The clip for "John, I'm Only Dancing" was made with a budget of just US$200 and filmed at the afternoon rehearsal for Bowie's Rainbow Theatre concert on 19 August 1972. It shows Bowie and band miming to the record intercut with footage of Bowie's dancers The Astronettes dancing on stage and behind a back-lit screen. The clip was turned down by the BBC, who reportedly found the homosexual overtones of the film distasteful, although Top of the Pops replaced it with footage of bikers and a dancer. The "Jean Genie" clip, produced for just US$350, was shot in one day and edited in less than two days. It intercuts footage of Bowie and band in concert with contrasting footage of the group in a photographic studio, wearing black stage outfits and standing against a white background.
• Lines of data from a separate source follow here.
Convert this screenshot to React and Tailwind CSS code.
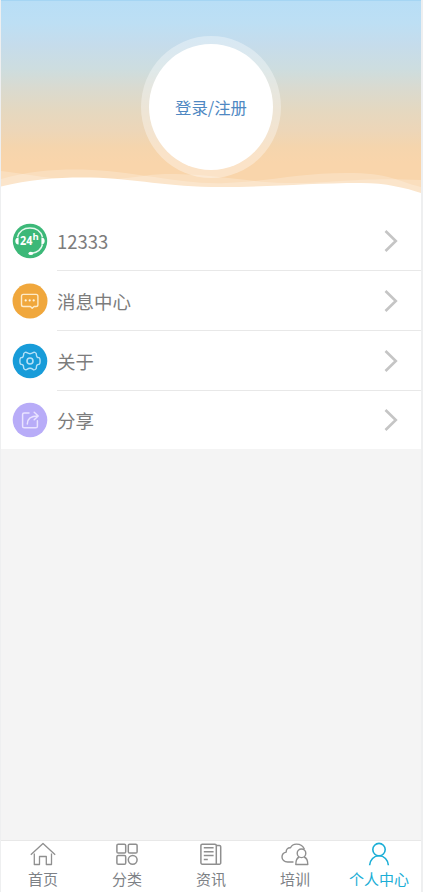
const HotlineIcon = () => (
  <svg viewBox="0 0 36 36" className="size-9" fill="none">
    <circle cx="18" cy="18" r="17.2" fill="#3cb878" />
    <path d="M5.5 14C7.3 8.3 12 5 18 5s10.700 3.300 12.500 9" stroke="#e6f8ee" strokeWidth="1.5" />
    <path d="M30.5 21.5c-1.3 4.800-5 8-10.500 8.800" stroke="#e6f8ee" strokeWidth="1.5" />
    <ellipse cx="18.8" cy="30.4" rx="2.4" ry="1.6" fill="#fff" />
    <path d="M6.600 14.600v7C4.300 21.400 3.300 20 3.300 18.100s1-3.300 3.300-3.500zM29.400 14.600v7c2.300-.2 3.300-1.600 3.300-3.500s-1-3.300-3.300-3.500z" fill="#fff" />
    <text x="8" y="22.3" fontSize="12" fontWeight="700" fontFamily="Open Sans, sans-serif" fill="#fff" textLength="12.4" lengthAdjust="spacingAndGlyphs">24</text>
    <text x="20.6" y="17.3" fontSize="9.5" fontWeight="700" fontFamily="Open Sans, sans-serif" fill="#fff">h</text>
  </svg>
);

const MessageIcon = () => (
  <svg viewBox="0 0 36 36" className="size-9" fill="none">
    <circle cx="18" cy="18" r="17.5" fill="#f0a73c" />
    <path d="M11.3 11.4h12.800a1.800 1.800 0 0 1 1.800 1.800v8.500a1.800 1.800 0 0 1-1.800 1.800h-2l-1.900 1.800-1.800-1.800h-7.100a1.800 1.800 0 0 1-1.800-1.800v-8.500a1.800 1.800 0 0 1 1.800-1.800z" stroke="#fdebc9" strokeWidth="1.4" strokeLinejoin="round" />
    <g fill="#fff3dc">
      <circle cx="13.7" cy="17.4" r="1.1" />
      <circle cx="17.7" cy="17.4" r="1.1" />
      <circle cx="21.7" cy="17.4" r="1.1" />
    </g>
  </svg>
);

const AboutIcon = () => (
  <svg viewBox="0 0 36 36" className="size-9" fill="none" stroke="#b5e1f7" strokeWidth="1.4" strokeLinejoin="round">
    <circle cx="18" cy="18" r="17.3" fill="#189cd9" stroke="none" />
    <path d="M12.800 9.500q1.200-.7 2.200.2 3 2 6 0 1-.9 2.200-.2 1.500.8 1.200 2.300.1 3 2.500 2.800 1.200.2 1.200 3.400t-1.200 3.400q-2.400-.2-2.500 2.800.3 1.500-1.200 2.300t-2.200-.2q-3-2-6 0-1 .9-2.200.2-1.500-.8-1.200-2.300-.1-3-2.500-2.800-1.200-.2-1.200-3.400t1.200-3.400q2.400.2 2.500-2.800-.3-1.500 1.200-2.300z" />
    <circle cx="18" cy="18" r="3" strokeWidth="1.6" />
  </svg>
);

const ShareIcon = () => (
  <svg viewBox="0 0 36 36" className="size-9" fill="none" stroke="#e9e3ff" strokeWidth="1.5" strokeLinecap="round" strokeLinejoin="round">
    <circle cx="18" cy="18" r="17.3" fill="#b8acf8" stroke="none" />
    <path d="M17 11h-4.800a1.600 1.600 0 0 0-1.600 1.600v11.600a1.600 1.600 0 0 0 1.600 1.600h11.600a1.600 1.600 0 0 0 1.600-1.600v-5.500" />
    <path d="M15.3 22c0-5 3-8 10.500-8M22.2 10.2 26.2 14l-4 3.800" />
  </svg>
);

const HomeIcon = () => (
  <svg viewBox="0 0 28 26" className="h-[26px] w-7" fill="none" stroke="currentColor" strokeWidth="1.3" strokeLinejoin="round">
    <path d="M1.800 13.800 14 2.500l12.200 11.300" />
    <path d="M5.300 12.500v11h5.200v-8h6.800v8h5.200v-11" />
  </svg>
);

const CategoryIcon = () => (
  <svg viewBox="0 0 28 26" className="h-[26px] w-7" fill="none" stroke="currentColor" strokeWidth="1.5">
    <rect x="3.9" y="3.2" width="8.8" height="8.8" rx="1.3" />
    <rect x="15.3" y="3.2" width="8.8" height="8.8" rx="1.3" />
    <rect x="3.9" y="14.4" width="8.8" height="8.8" rx="1.3" />
    <circle cx="19.7" cy="18.8" r="4.4" />
  </svg>
);

const NewsIcon = () => (
  <svg viewBox="0 0 28 26" className="h-[26px] w-7" fill="none" stroke="currentColor" strokeWidth="1.5" strokeLinejoin="round">
    <path d="M19.300 23.200H5.300a1.400 1.400 0 0 1-1.400-1.400V4.600a1.400 1.400 0 0 1 1.400-1.400h12.600a1.400 1.400 0 0 1 1.400 1.400v18.600z" />
    <path d="M19.300 4.400h3.100a1.300 1.300 0 0 1 1.300 1.300v16.200a1.300 1.300 0 0 1-1.300 1.300h-3.100" />
    <path d="M6.800 6.800h9.800M6.800 10.700h9.800M6.800 14.600h9.800M6.800 18.500h4" />
  </svg>
);

const TrainingIcon = () => (
  <svg viewBox="0 0 28 26" className="h-[26px] w-7" fill="none" stroke="currentColor" strokeWidth="1.4" strokeLinejoin="round">
    <path d="M12.500 21H6.700C3.200 21 1 18.900 1 16c0-2.600 1.600-4.400 4.200-4.900-.1-2.700 1.400-4.500 4.300-4.300C10.600 4.500 12.600 3.100 15.400 3.100c4 0 6.900 2 8 5.200" />
    <circle cx="20.5" cy="12.3" r="4.3" />
    <path d="M18.300 16c-2.300.9-3.500 3.200-3.500 7.500h12c0-4.300-1.300-6.600-3.700-7.500" />
  </svg>
);

const ProfileIcon = () => (
  <svg viewBox="0 0 28 26" className="h-[26px] w-7" fill="none" stroke="currentColor" strokeWidth="1.6">
    <circle cx="14" cy="8.6" r="6.2" />
    <path d="M4.600 24.300c.4-5.500 4.300-9.500 9.400-9.500s9 4 9.400 9.500" />
  </svg>
);

const menu = [
  { label: "12333", icon: HotlineIcon },
  { label: "消息中心", icon: MessageIcon },
  { label: "关于", icon: AboutIcon },
  { label: "分享", icon: ShareIcon },
];

const tabs = [
  { label: "首页", icon: HomeIcon },
  { label: "分类", icon: CategoryIcon },
  { label: "资讯", icon: NewsIcon },
  { label: "培训", icon: TrainingIcon },
  { label: "个人中心", icon: ProfileIcon, active: true },
];

function Header() {
  return (
    <header className="relative h-[211px] shrink-0 border-t border-[#a5d5f3] bg-[linear-gradient(to_bottom,#b8def6_0px,#bddff4_22px,#c5dcec_43px,#cddddf_68px,#dadacf_88px,#e5d8c0_110px,#edd6b8_130px,#f5d5ad_146px,#f9d5ab_162px,#f9d5ab_180px)]">
      <svg viewBox="0 0 420 210" className="absolute inset-0 size-full" preserveAspectRatio="none">
        <path d="M0 170C35 174 55 180 95 179S145 172 175 173C220 174 245 181 285 182S355 176 420 179V210H0Z" fill="#fff" fillOpacity=".22" />
        <path d="M0 178C28 170 55 168 82 168.500C135 170 180 184 225 182S300 172 345 172S395 180 420 186V210H0Z" fill="#fff" fillOpacity=".22" />
        <path d="M0 185.500C30 178 60 176 90 176.500C135 177.500 165 186 220 186C270 186 310 182 360 182C385 182 405 187 420 192V210H0Z" fill="#fff" />
      </svg>
      <div className="relative mx-auto mt-[35px] flex h-[142px] w-[140px] items-center justify-center rounded-[50%] bg-white/35">
        <button className="h-[126px] w-[124px] rounded-[50%] bg-white text-[16.4px] text-[#4f88c2]">登录/注册</button>
      </div>
    </header>
  );
}

function MenuRow({ item }) {
  const Icon = item.icon;
  return (
    <li className="group flex h-[60px] items-center pl-[11px] last:h-[58px]">
      <Icon />
      <div className="ml-[9px] flex h-full flex-1 items-center justify-between border-b border-[#e8e8e8] pr-[22px] group-last:border-0">
        <span className="pt-[2px] text-[18.5px] text-[#7c7c7c]">{item.label}</span>
        <svg viewBox="0 0 16 24" className="h-6 w-4" fill="none" stroke="#c5c5c5" strokeWidth="2.6">
          <path d="M2.500 2 12.800 12 2.500 22" />
        </svg>
      </div>
    </li>
  );
}

export default function App() {
  return (
    <div className="flex h-[892px] w-[423px] flex-col border-r-2 border-l border-[#eeeff0] bg-[#f4f4f4] font-['Noto_Sans_CJK_SC',sans-serif]">
      <Header />
      <ul className="bg-white">
        {menu.map((item) => (
          <MenuRow key={item.label} item={item} />
        ))}
      </ul>
      <nav className="mt-auto grid h-[52px] grid-cols-5 border-t border-[#e8e8e8] bg-white">
        {tabs.map(({ label, icon: Icon, active }) => (
          <a key={label} className={active ? "flex flex-col items-center text-[#1baed6]" : "flex flex-col items-center text-[#8f8f8f]"}>
            <Icon />
            <span className={active ? "text-[15px] leading-6" : "text-[15px] leading-6 text-[#7d8186]"}>{label}</span>
          </a>
        ))}
      </nav>
    </div>
  );
}
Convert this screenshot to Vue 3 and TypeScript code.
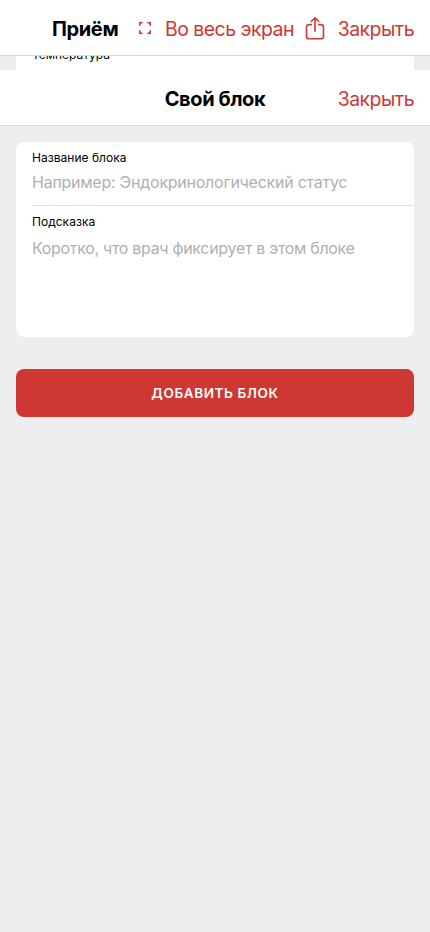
<script setup lang="ts">
import { ref } from 'vue'

const name = ref('')
const hint = ref('')
</script>

<template>
  <div class="screen">
    <header class="bar visit-bar">
      <h1 class="title">Приём</h1>
      <button class="link expand" type="button">
        <svg class="icon-expand" viewBox="0 0 12 12" aria-hidden="true">
          <path d="M0.8 3.7V0.8H3.7M8.3 0.8H11.2V3.7M11.2 8.3V11.2H8.3M3.7 11.2H0.8V8.3" />
        </svg>
        <span class="expand-label">Во весь экран</span>
      </button>
      <button class="link share" type="button" aria-label="Поделиться">
        <svg class="icon-share" viewBox="0 0 20 24" aria-hidden="true">
          <path d="M6.4 7.6H4.1A2.6 2.6 0 0 0 1.5 10.2V19.2A2.6 2.6 0 0 0 4.1 21.8H15.9A2.6 2.6 0 0 0 18.5 19.2V10.2A2.6 2.6 0 0 0 15.9 7.6H13.6M6.3 4.5L10 0.8L13.7 4.5M10 1V14.2" />
        </svg>
      </button>
      <button class="link close" type="button">Закрыть</button>
    </header>

    <div class="peek">
      <div class="peek-card"><span class="peek-label">Температура</span></div>
    </div>

    <section class="modal">
      <header class="bar modal-bar">
        <h2 class="title">Свой блок</h2>
        <button class="link close" type="button">Закрыть</button>
      </header>

      <form class="content" @submit.prevent>
        <div class="card">
          <label class="field name-field">
            <span class="label">Название блока</span>
            <input v-model="name" class="control name-control" placeholder="Например: Эндокринологический статус" />
          </label>
          <label class="field hint-field">
            <span class="label">Подсказка</span>
            <textarea v-model="hint" class="control hint-control" placeholder="Коротко, что врач фиксирует в этом блоке"></textarea>
          </label>
        </div>
        <button class="submit" type="submit">Добавить блок</button>
      </form>
    </section>
  </div>
</template>

<style>
body {
  background: #edeef0;
}
</style>

<style scoped>
.screen {
  display: flex;
  flex-direction: column;
  height: 932px;
  overflow: hidden;
  background: #edeef0;
  color: #000;
  font-family: Inter, "Liberation Sans", sans-serif;
}

.bar {
  display: flex;
  align-items: center;
  box-sizing: border-box;
  height: 56px;
  flex: none;
  padding: 2px 16px 0;
  border-bottom: 1px solid #d9dadc;
  background: #fff;
}

.title {
  margin: 0;
  font-size: 20px;
  font-weight: 700;
  letter-spacing: -0.38px;
  line-height: 24px;
  white-space: nowrap;
}

.link {
  display: flex;
  align-items: center;
  padding: 0;
  border: 0;
  background: none;
  color: #cf3732;
  font: inherit;
  font-size: 19.5px;
  letter-spacing: -0.54px;
  line-height: 24px;
  white-space: nowrap;
}

.visit-bar .title {
  width: 87px;
  padding-left: 36px;
}

.expand-label {
  width: 140px;
  text-align: left;
}

.icon-expand {
  width: 12px;
  height: 12px;
  margin: 0 14px 2px 0;
}

.icon-expand path,
.icon-share path {
  fill: none;
  stroke: #cf3732;
  stroke-width: 1.6;
}

.icon-share path {
  stroke-linecap: round;
  stroke-linejoin: round;
}

.icon-share {
  width: 20px;
  height: 24px;
}

.close {
  margin-left: auto;
}

.peek {
  height: 14px;
  flex: none;
  padding: 0 16px;
  overflow: hidden;
}

.peek-card {
  display: flex;
  align-items: flex-end;
  box-sizing: border-box;
  height: 14px;
  padding: 0 16px 7px;
  background: #fff;
  overflow: hidden;
}

.peek-label,
.label {
  font-size: 12px;
  line-height: 16px;
}

.label {
  letter-spacing: 0.03px;
}

.modal-bar {
  display: grid;
  grid-template-columns: 1fr auto 1fr;
}

.modal-bar .title {
  grid-column: 2;
}

.content {
  padding: 16px;
}

.card {
  height: 195px;
  border-radius: 8px;
  background: #fff;
  overflow: hidden;
}

.field {
  display: flex;
  flex-direction: column;
  box-sizing: border-box;
  margin-left: 16px;
}

.name-field {
  height: 64px;
  padding-top: 8px;
  border-bottom: 1px solid #dedfe1;
}

.hint-field {
  height: 131px;
  padding-top: 8px;
}

.control {
  display: block;
  box-sizing: border-box;
  width: 100%;
  padding: 0;
  border: 0;
  outline: 0;
  background: transparent;
  color: #000;
  font: inherit;
  font-size: 16px;
  letter-spacing: -0.25px;
  line-height: 24px;
  resize: none;
}

.control::placeholder {
  color: #b0b0b0;
  opacity: 1;
}

.name-control {
  height: 24px;
  margin-top: 4px;
}

.hint-control {
  height: 96px;
  margin-top: 6px;
  letter-spacing: -0.31px;
}

.submit {
  display: block;
  width: 100%;
  height: 48px;
  margin-top: 32px;
  padding: 0;
  border: 0;
  border-radius: 8px;
  background: #cf3732;
  color: #fff;
  font: inherit;
  font-size: 13.5px;
  font-weight: 600;
  letter-spacing: 0.6px;
  line-height: 46px;
  text-transform: uppercase;
}
</style>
It also includes location footage with Bowie and Cyrinda Foxe (a MainMan employee and a friend of David and Angie Bowie) shot in San Francisco outside the famous Mars Hotel, with Fox posing provocatively in the street while Bowie lounges against the wall, smoking.

In 1978 Canadian filmmaker Denis Koufoudakis created EXIT, a Super 8 student film that depicted a youth’s struggles with choices in an information overload era and his nagging thoughts of suicide. EXIT featured Boston’s Foreplay/Long Time for its soundtrack and was one of the first films of its kind to be recognized at an international film festival as it received an Honorable Mention. The rock video style short, having been shot on Super 8 film stock was damaged and is slated to undergo a digitized restoration for its 35th year anniversary.